Enhancement of Fig. 6a to obtain Fig. 6b reveals nuanced details at 2θ = 6.05°–6.35°. Compared with standard Na-X, the strong peak position of synthesized Na-X shifted to 6.18° at 6.10°. The plausible explanation for this deviation could be attributed to excessive impurities within the synthetic system or the potential adverse effects of iron oxides on pore structure.35 Contrarily, no characteristic peaks of iron oxides were detected through XRD analysis throughout the crystallization process. This absence could be ascribed to the even distribution of iron species on the molecular-sieve surface or encapsulation of aggregated iron species in the molecular-sieve structure.36
Fig. 7 presents SEM of the solid-phase products of the molecular sieve obtained at varying crystallization times. At 0 h (Fig. 7a), the solid phase is composed predominantly of amorphous materials interspersed with a small quantity of flaky structures.
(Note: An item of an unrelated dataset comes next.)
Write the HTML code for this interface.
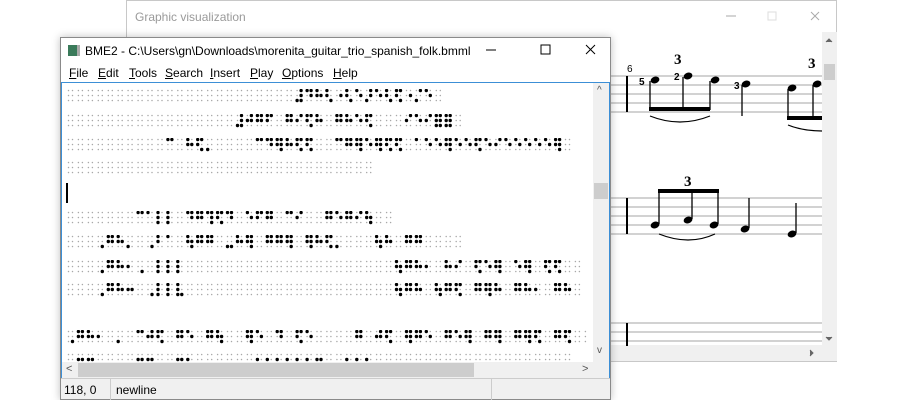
<!DOCTYPE html>
<html><head><meta charset="utf-8"><style>
*{margin:0;padding:0;box-sizing:border-box}
body{width:900px;height:400px;background:#fff;position:relative;overflow:hidden;font-family:"Liberation Sans",sans-serif}
.back{position:absolute;left:126px;top:0;width:711px;height:362px;border:1px solid #c8c8c8;background:#fff}
.back .t{position:absolute;left:8px;top:9px;font-size:12px;color:#9a9a9a}
.front{position:absolute;left:60px;top:37px;width:551px;height:363px;border:1px solid #8a8a8a;background:#fff;box-shadow:0 0 8px rgba(0,0,0,.25)}
.ft{position:absolute;left:24px;top:6px;font-size:12px;color:#000}
.menu{position:absolute;left:0;top:25px;height:20px;width:100%;font-size:12px}
.menu span{position:absolute;top:3px}
.edit{position:absolute;left:0;top:44px;width:549px;height:297px;border:1px solid #3c8fd6;overflow:hidden}
.line{position:absolute;left:5px;height:14px;font-family:"DejaVu Sans",sans-serif;font-size:10px;line-height:14px;color:transparent;white-space:pre;overflow:hidden}
.line svg{position:absolute;left:0;top:0}
.status{position:absolute;left:0;top:340px;width:549px;height:21px;background:#f0f0f0;border-top:1px solid #ccc;font-size:12px}
</style></head><body>
<div class="back"><div class="t">Graphic visualization</div>
<svg width="711" height="362" style="position:absolute;left:-1px;top:-1px">
<g stroke="#aaa" fill="none"><line x1="600" y1="16" x2="610" y2="16"/><rect x="642" y="12" width="8" height="8" stroke="#ddd"/><path d="M685 12l8 8M693 12l-8 8"/></g>
<rect x="696" y="32" width="15" height="313" fill="#f0f0f0"/><rect x="698" y="64" width="11" height="16" fill="#cdcdcd"/>
<rect x="480" y="345" width="231" height="16" fill="#f0f0f0"/>
<path d="M700 42l3-3 3 3M700 337l3 3 3-3M684 350l3 3-3 3" stroke="#666" fill="#666"/>
</svg></div>
<svg width="900" height="400" style="position:absolute;left:0;top:0">
<g stroke="#b8b8b8" stroke-width="1.2">
<line x1="600" y1="76" x2="822" y2="76"/><line x1="600" y1="85" x2="822" y2="85"/><line x1="600" y1="94" x2="822" y2="94"/><line x1="600" y1="103" x2="822" y2="103"/><line x1="600" y1="112" x2="822" y2="112"/>
<line x1="600" y1="198" x2="822" y2="198"/><line x1="600" y1="207" x2="822" y2="207"/><line x1="600" y1="216" x2="822" y2="216"/><line x1="600" y1="225" x2="822" y2="225"/><line x1="600" y1="234" x2="822" y2="234"/>
<line x1="600" y1="323" x2="822" y2="323"/><line x1="600" y1="332" x2="822" y2="332"/><line x1="600" y1="341" x2="822" y2="341"/>
</g>
<g stroke="#000" stroke-width="2"><line x1="627" y1="76" x2="627" y2="112"/><line x1="627" y1="198" x2="627" y2="234"/><line x1="627" y1="323" x2="627" y2="346"/></g>
<g fill="#000">
<ellipse cx="655" cy="80" rx="4.5" ry="3.3" transform="rotate(-20 655 80)"/><ellipse cx="688" cy="76" rx="4.5" ry="3.3" transform="rotate(-20 688 76)"/><ellipse cx="715" cy="80" rx="4.5" ry="3.3" transform="rotate(-20 715 80)"/>
<ellipse cx="746" cy="84" rx="4.5" ry="3.3" transform="rotate(-20 746 84)"/><ellipse cx="792" cy="88" rx="4.5" ry="3.3" transform="rotate(-20 792 88)"/><ellipse cx="817" cy="84" rx="4.5" ry="3.3" transform="rotate(-20 817 84)"/>
<rect x="649" y="107" width="61" height="4"/><rect x="787" y="116" width="35" height="4"/>
<ellipse cx="655" cy="225" rx="4.5" ry="3.3" transform="rotate(-20 655 225)"/><ellipse cx="688" cy="220" rx="4.5" ry="3.3" transform="rotate(-20 688 220)"/><ellipse cx="714" cy="225" rx="4.5" ry="3.3" transform="rotate(-20 714 225)"/>
<ellipse cx="745" cy="229" rx="4.5" ry="3.3" transform="rotate(-20 745 229)"/><ellipse cx="792" cy="234" rx="4.5" ry="3.3" transform="rotate(-20 792 234)"/>
<rect x="658" y="189" width="61" height="4"/>
</g>
<g stroke="#000" stroke-width="1.3">
<line x1="650" y1="81" x2="650" y2="110"/><line x1="683" y1="77" x2="683" y2="110"/><line x1="710" y1="81" x2="710" y2="110"/><line x1="742" y1="85" x2="742" y2="116"/>
<line x1="788" y1="89" x2="788" y2="119"/><line x1="813" y1="85" x2="813" y2="119"/>
<line x1="659" y1="224" x2="659" y2="191"/><line x1="692" y1="219" x2="692" y2="191"/><line x1="718" y1="224" x2="718" y2="191"/><line x1="749" y1="228" x2="749" y2="198"/><line x1="796" y1="233" x2="796" y2="203"/>
</g>
<g stroke="#000" fill="none" stroke-width="1.2"><path d="M650 116q30 12 60 0"/><path d="M659 234q30 12 56 0"/><path d="M788 125q15 6 34 6"/></g>
<g font-family="Liberation Serif,serif" font-weight="bold" font-size="15"><text x="674" y="64">3</text><text x="808" y="68">3</text><text x="684" y="186">3</text></g>
<g font-family="Liberation Sans,sans-serif" font-size="10"><text x="627" y="72">6</text><text x="639" y="85" font-weight="bold">5</text><text x="674" y="80" font-weight="bold">2</text><text x="734" y="89" font-weight="bold">3</text></g>
</svg>
<div class="front">
<svg width="551" height="25" style="position:absolute;left:0;top:0"><rect x="7" y="7" width="9" height="11" fill="#3a7a5a"/><rect x="16" y="7" width="3" height="11" fill="#aaa"/>
<line x1="425" y1="12" x2="435" y2="12" stroke="#000"/><rect x="480" y="7" width="9" height="9" fill="none" stroke="#000"/><path d="M525 7l9 9M534 7l-9 9" stroke="#000"/></svg>
<div class="ft">BME2 - C:\Users\gn\Downloads\morenita_guitar_trio_spanish_folk.bmml</div>
<div class="menu"><span style="left:8px"><u>F</u>ile</span><span style="left:37px"><u>E</u>dit</span><span style="left:68px"><u>T</u>ools</span><span style="left:104px"><u>S</u>earch</span><span style="left:149px"><u>I</u>nsert</span><span style="left:189px"><u>P</u>lay</span><span style="left:221px"><u>O</u>ptions</span><span style="left:272px"><u>H</u>elp</span></div>
<div class="edit">
<div class="line" style="top:6px;width:520px">⠀⠀⠀⠀⠀⠀⠀⠀⠀⠀⠀⠀⠀⠀⠀⠀⠀⠀⠀⠀⠀⠀⠀⠼⠙⠓⠣⠐⠣⠑⠜⠑⠣⠫⠐⠌⠑⠀</div>
<div class="line" style="top:31px;width:520px">⠀⠀⠀⠀⠀⠀⠀⠀⠀⠀⠀⠀⠀⠀⠀⠀⠀⠼⠚⠛⠋⠀⠛⠊⠫⠓⠀⠛⠓⠑⠫⠀⠀⠀⠊⠑⠊⠿⠿⠀</div>
<div class="line" style="top:55px;width:520px">⠀⠀⠀⠀⠀⠀⠀⠀⠀⠀⠉⠀⠓⠫⠄⠀⠀⠀⠀⠉⠙⠻⠓⠫⠫⠀⠀⠉⠛⠻⠑⠻⠫⠫⠀⠁⠑⠑⠻⠑⠑⠫⠑⠊⠑⠑⠑⠑⠑⠻⠀</div>
<div class="line" style="top:78px;width:520px">⠀⠀⠀⠀⠀⠀⠀⠀⠀⠀⠀⠀⠀⠀⠀⠀⠀⠀⠀⠀⠀⠀⠀⠀⠀⠀⠀⠀⠀⠀⠀</div>
<div style="position:absolute;left:4px;top:100px;width:2px;height:20px;background:#000"></div>
<div class="line" style="top:128px;width:520px">⠀⠀⠀⠀⠀⠀⠀⠉⠁⠇⠇⠀⠙⠛⠹⠫⠙⠀⠑⠋⠛⠀⠉⠊⠀⠀⠛⠑⠛⠊⠳⠀⠀</div>
<div class="line" style="top:152px;width:520px">⠀⠀⠀⠠⠛⠓⠄⠀⠠⠃⠁⠀⠳⠛⠛⠀⠤⠓⠻⠀⠛⠛⠻⠀⠻⠓⠫⠄⠀⠀⠀⠳⠓⠀⠛⠛⠀⠀⠀⠀</div>
<div class="line" style="top:177px;width:520px">⠀⠀⠀⠠⠛⠓⠂⠠⠀⠇⠇⠇⠀⠀⠀⠀⠀⠀⠀⠀⠀⠀⠀⠀⠀⠀⠀⠀⠀⠀⠀⠀⠀⠳⠛⠓⠂⠀⠓⠊⠀⠫⠑⠻⠀⠑⠻⠀⠫⠫⠀⠀</div>
<div class="line" style="top:200px;width:520px">⠀⠀⠀⠠⠛⠓⠒⠀⠠⠇⠇⠧⠀⠀⠀⠀⠀⠀⠀⠀⠀⠀⠀⠀⠀⠀⠀⠀⠀⠀⠀⠀⠀⠳⠛⠓⠀⠳⠛⠫⠀⠛⠻⠓⠀⠛⠓⠂⠀⠛⠓⠀</div>
<div class="line" style="top:247px;width:520px">⠠⠛⠓⠂⠀⠄⠀⠉⠚⠫⠀⠛⠑⠀⠛⠳⠀⠀⠻⠑⠀⠙⠀⠫⠑⠀⠀⠀⠀⠛⠀⠚⠫⠀⠻⠛⠑⠀⠛⠑⠻⠀⠛⠻⠀⠛⠻⠫⠀⠛⠫⠀⠀</div>
<div class="line" style="top:270px;width:520px">⠀⠒⠒⠀⠀⠀⠀⠒⠒⠀⠀⠒⠂⠀⠀⠀⠀⠀⠀⠂⠂⠂⠂⠂⠂⠒⠀⠀⠂⠂⠂⠀⠀⠀⠀⠀⠀⠀⠀⠀⠀⠀⠀⠀⠀⠀⠀⠀⠀⠀⠀</div>
<div style="position:absolute;left:531px;top:0;width:16px;height:279px;background:#f0f0f0"><div style="position:absolute;left:1px;top:100px;width:14px;height:16px;background:#cdcdcd"></div><span style="position:absolute;left:4px;top:2px;font-size:10px;color:#555">^</span><span style="position:absolute;left:4px;top:262px;font-size:10px;color:#555">v</span></div>
<div style="position:absolute;left:0;top:279px;width:547px;height:16px;background:#f0f0f0"><div style="position:absolute;left:16px;top:1px;width:396px;height:14px;background:#cdcdcd"></div><span style="position:absolute;left:4px;top:1px;font-size:11px;color:#555">&lt;</span><span style="position:absolute;left:520px;top:1px;font-size:11px;color:#555">&gt;</span></div>
</div>
<div class="status"><span style="position:absolute;left:3px;top:4px">118, 0</span><span style="position:absolute;left:49px;top:0;height:21px;border-left:1px solid #ccc"></span><span style="position:absolute;left:55px;top:4px">newline</span><span style="position:absolute;left:430px;top:0;height:21px;border-left:1px solid #ccc"></span></div>
</div>
<script>
(function(){
var NS="http://www.w3.org/2000/svg";
var P=9.94,X=[1.5,5.5],Y=[1.5,6.5,11.5];
var bits=[[0,0,1],[0,1,2],[0,2,4],[1,0,8],[1,1,16],[1,2,32]];
document.querySelectorAll('.line').forEach(function(el){
 var s=Array.from(el.textContent);
 var svg=document.createElementNS(NS,'svg');
 svg.setAttribute('width',Math.ceil(s.length*P)+2);svg.setAttribute('height',14);
 var h='';
 s.forEach(function(c,i){
  var v=c.codePointAt(0)-0x2800; if(v<0||v>255)return;
  bits.forEach(function(b){
   var cx=(i*P+X[b[0]]).toFixed(1),cy=Y[b[1]];
   if(v&b[2]) h+='<circle cx="'+cx+'" cy="'+cy+'" r="1.7" fill="#000"/>';
   else h+='<circle cx="'+cx+'" cy="'+cy+'" r="0.75" fill="#a8a8a8"/>';
  });
 });
 svg.innerHTML=h;
 el.appendChild(svg);
});
})();
</script>
</body></html>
There was diverse dispersion of these amorphous particles, with some exhibiting optimal dispersibility, while others agglomerating into clusters.37 At 3 h (Fig. 7b), flaky structures dominate the composition, accented by an emergence of columnar particles formulated from these flaky constituents.38 At 3.5 h, the complexity of the composition escalates (Fig. 7c), where the enduring presence of flaky materials coexists with the emergence of regular small particles. This emergence signals the initiation of the assembly processes, that is, the free state of small molecules or structural units into crystalline form. At 4 h (Fig. 7d), a transitional phase becomes apparent. Although spherical particle aggregates still exist prominently, a significant shift towards the formation of small granules from amorphous particles is noticed. The persistence of spherical particle aggregates underscores an underdeveloped crystalline structure of molecular sieves on the aggregated particles of the amorphous gel.28 At the 20 h (Fig. 7e), a dramatic transformation is unveiled. The solid phase is now replete with octahedral crystals of the molecular sieve, signifying a substantial diminution in the proportion of amorphous aggregates.39
FTIR spectroscopy is used to analyse the solid-phase products of synthesized Na-X at different times; the results are depicted in Fig. 8. The peak at 1640 cm−1 attributes to the stretching vibration of hydroxyl groups adsorbed in water. At 0 h, a faint characteristic band of the double six-membered ring is observed at 560 cm−1. The external and internal linkages of TO4 (T = Si or Al) tetrahedrons are discernible at 670 cm−1 and 750 cm−1, respectively, albeit with low intensity. This suggests the loose connection of [TO4] in the gel phase and disordered state of the double six-membered ring and [TO4], thereby displaying the diverse polymerization states of Si and Al fragments.38,40,41 At the Initial stage of crystallization, the presence of low-molecular-weight aluminosilicate precursors, such as six-membered rings, which has high activity and undergo structural rearrangement during crystallization, fostering Na-X zeolite crystal nuclei growth. The enhancement of the bending vibration band of the T–O bond is evident at 460 cm−1 at 3 h and 3.5 h, alongside the emergence of the antisymmetric stretching vibration band of the internal and external connections of TO4 between 900 cm−1 and 1100 cm−1.42 These bands precisely aligned with the typical Na-X, confirming the formation of a characteristic Na-X skeleton structure post-crystallization. A pronounced increase in the intensity of characteristic peaks is observed after 20 h. This intensification signals the orderly arrangement of Si–Al fragments of varying polymerization states as the hydrothermal reaction progresses. Notably, the narrow peak shape of the T–O antisymmetric and symmetric stretching vibrations within [TO4], and the T–O bending vibration band, attests to a highly symmetrical and regular internal arrangement, thereby marking the transition from amorphous to crystalline structures.43,44 In essence, the crystallization of the molecular sieve underscores a transformative journey from a gel state to Na-X, which mainly occurs in the gel phase, and the gradual ordering of the gel structure is obvious.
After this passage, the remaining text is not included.